Ahirzaman hadisatını yaşamaya başladığımıza göre yine bu zamana yetişenlerin, ulaşanların şahit olduğu ve yaşadığı bir hakikat vardır; o da hiçbir şeyin, yapılan haklı veya haksız fiilin, meydana gelen olayların saklı, gizli kalmayacağıdır.
Bu kadar kandırmaca, yönlendirme, mugalata, kötüleme ve çirkin göstermeye rağmen hayalleri hakikat zannedip öyle de takdim etmeye rağmen Cenab-ı Hâk takdir ettiği her şeyi aşikâre bir şekilde, her türlü hadiseyi, olayı gerçek mana ve hakikatıyla gözler önüne seriyor. Hatta bazı zaman gözlerin içerisine sokuyor.
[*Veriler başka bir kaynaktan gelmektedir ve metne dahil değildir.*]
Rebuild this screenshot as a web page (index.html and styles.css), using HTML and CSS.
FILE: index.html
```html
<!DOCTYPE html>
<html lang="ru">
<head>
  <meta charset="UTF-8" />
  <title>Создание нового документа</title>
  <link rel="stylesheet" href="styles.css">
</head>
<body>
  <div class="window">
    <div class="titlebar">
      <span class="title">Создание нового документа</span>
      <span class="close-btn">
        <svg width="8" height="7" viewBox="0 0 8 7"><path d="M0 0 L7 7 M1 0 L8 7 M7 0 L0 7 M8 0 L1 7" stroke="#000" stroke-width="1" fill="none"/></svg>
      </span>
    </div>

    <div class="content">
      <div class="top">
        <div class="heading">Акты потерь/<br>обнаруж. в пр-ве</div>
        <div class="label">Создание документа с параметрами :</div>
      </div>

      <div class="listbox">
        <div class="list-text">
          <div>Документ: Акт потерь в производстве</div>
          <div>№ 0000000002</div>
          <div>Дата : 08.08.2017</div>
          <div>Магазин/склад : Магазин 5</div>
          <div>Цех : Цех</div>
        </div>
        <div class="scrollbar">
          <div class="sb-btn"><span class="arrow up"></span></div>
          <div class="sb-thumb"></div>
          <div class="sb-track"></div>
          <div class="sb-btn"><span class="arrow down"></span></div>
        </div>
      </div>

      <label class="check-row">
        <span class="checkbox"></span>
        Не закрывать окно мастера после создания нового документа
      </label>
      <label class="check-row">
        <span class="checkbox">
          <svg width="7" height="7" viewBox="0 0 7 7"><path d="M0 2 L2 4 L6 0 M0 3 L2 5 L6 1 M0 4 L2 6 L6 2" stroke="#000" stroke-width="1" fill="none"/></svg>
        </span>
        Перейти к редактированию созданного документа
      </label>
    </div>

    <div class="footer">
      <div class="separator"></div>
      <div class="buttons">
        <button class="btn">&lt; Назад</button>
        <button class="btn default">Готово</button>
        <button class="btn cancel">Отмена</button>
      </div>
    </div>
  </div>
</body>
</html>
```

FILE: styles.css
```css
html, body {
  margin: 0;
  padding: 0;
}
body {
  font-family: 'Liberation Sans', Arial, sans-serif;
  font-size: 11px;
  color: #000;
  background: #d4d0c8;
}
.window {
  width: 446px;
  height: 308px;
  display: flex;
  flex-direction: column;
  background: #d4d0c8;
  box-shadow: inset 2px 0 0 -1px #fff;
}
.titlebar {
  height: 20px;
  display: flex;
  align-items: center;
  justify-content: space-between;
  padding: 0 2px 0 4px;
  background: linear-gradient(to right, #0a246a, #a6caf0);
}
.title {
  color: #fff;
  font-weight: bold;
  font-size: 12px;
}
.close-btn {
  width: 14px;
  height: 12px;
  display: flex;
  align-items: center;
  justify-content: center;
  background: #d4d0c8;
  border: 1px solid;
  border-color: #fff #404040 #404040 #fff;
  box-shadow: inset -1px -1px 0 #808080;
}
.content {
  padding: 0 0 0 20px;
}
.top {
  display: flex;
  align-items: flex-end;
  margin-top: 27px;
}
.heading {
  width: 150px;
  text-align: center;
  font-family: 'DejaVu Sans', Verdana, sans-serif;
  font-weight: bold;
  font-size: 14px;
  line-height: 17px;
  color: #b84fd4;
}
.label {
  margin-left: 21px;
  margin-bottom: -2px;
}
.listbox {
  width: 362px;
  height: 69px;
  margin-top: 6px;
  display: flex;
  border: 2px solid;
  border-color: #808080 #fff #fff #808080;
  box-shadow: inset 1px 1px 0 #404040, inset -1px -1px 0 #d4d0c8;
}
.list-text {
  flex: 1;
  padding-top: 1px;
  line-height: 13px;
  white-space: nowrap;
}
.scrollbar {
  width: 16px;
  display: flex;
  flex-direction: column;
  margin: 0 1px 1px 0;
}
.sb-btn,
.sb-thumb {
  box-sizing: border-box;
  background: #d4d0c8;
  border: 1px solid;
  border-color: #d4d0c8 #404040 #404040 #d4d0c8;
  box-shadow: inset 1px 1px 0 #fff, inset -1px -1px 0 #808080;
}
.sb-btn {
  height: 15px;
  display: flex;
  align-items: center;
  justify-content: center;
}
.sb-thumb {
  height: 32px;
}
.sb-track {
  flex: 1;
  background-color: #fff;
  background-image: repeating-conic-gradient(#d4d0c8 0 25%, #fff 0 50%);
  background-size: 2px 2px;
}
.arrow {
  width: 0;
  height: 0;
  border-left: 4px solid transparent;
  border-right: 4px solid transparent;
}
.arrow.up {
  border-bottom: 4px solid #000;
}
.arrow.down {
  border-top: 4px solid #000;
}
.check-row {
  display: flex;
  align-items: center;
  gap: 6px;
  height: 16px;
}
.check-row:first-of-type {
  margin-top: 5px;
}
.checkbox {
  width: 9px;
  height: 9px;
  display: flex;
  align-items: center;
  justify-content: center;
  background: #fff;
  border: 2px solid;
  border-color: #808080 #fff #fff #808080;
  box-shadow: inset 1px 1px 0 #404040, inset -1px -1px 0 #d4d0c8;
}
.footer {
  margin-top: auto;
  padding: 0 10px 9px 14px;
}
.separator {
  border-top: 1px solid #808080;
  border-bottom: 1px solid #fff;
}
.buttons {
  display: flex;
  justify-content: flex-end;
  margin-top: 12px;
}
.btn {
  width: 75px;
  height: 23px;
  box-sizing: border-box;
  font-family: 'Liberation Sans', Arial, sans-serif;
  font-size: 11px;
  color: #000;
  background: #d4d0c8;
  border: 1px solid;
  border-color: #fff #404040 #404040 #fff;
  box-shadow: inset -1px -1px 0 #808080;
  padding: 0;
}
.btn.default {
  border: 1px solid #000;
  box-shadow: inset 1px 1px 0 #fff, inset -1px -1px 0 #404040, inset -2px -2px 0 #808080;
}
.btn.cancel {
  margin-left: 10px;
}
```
Uyanan, intibaha gelen bu Müslüman milletin artık hayalleri, yalanları, sadece istekten ibaret olan yapılacak işleri; görerek, bilerek, duyarak hakikat kabul etmiyor ve bunların takibini de yapmıyor. Dedik de hakikatler artık çok fazla gizli kalmıyor. Kandırmacalar ise çok çabuk “biz yalanız!...” diye kendisi bağırıyor ve haber veriyor. Yeter ki haber almak, öğrenmek ve bilmek isteyenin niyeti halis olsun.
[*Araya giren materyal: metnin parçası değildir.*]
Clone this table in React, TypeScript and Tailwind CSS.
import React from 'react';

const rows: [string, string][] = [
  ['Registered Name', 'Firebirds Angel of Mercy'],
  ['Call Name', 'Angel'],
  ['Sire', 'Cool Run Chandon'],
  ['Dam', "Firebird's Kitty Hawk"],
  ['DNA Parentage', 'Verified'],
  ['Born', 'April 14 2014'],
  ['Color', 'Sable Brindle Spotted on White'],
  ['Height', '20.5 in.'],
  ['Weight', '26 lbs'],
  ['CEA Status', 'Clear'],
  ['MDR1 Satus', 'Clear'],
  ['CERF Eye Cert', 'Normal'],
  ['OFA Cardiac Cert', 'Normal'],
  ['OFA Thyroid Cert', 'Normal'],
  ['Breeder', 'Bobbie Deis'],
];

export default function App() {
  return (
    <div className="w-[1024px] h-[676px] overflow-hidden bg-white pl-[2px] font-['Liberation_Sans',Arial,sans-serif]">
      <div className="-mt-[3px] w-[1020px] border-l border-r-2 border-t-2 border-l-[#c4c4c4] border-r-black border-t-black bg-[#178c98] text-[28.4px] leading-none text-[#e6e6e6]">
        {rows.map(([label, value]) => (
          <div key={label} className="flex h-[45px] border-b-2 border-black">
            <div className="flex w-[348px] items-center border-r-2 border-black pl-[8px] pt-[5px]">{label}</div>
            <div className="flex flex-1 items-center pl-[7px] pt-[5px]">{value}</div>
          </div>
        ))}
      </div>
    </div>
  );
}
En önemli hadise ise efkâr-ı umumiyenin, toplumun kabul ettiği genel manadaki hakikatler ve fikirlerin artık hayale, yalana ve aldatmacalara yüz vermemesidir. İletişim vasıtalarının alabildiğine teknolojiden faydalanması artık kimsenin kimseyi kolay kolay kandırmasına müsaade etmiyor.
Şunu şu şekilde özetleyebiliriz: Kimse zannetmesin ki yalan yanlış yaptığı herhangi büyük, küçük bir şeyin hesabı olmayacak, sorgusu suali yapılmayacak. Onun için Allah’a inanıyorum, Kur’ân’ı ve Resulünü (asm) kabul ediyorum diyen her zaman her yaptığı işte, konuşmada ayağını denk almalıdır. Hesabı ve hesap soracak olanı hiçbir zaman aklından çıkarmamalıdır.
İşlerin doğru olması yalancıların varlığından dolayı değildir. Doğruların çoğalması ve doğru işleri, doğru zaman ve zeminlerde dosdoğru olarak yapabilmelerindendir.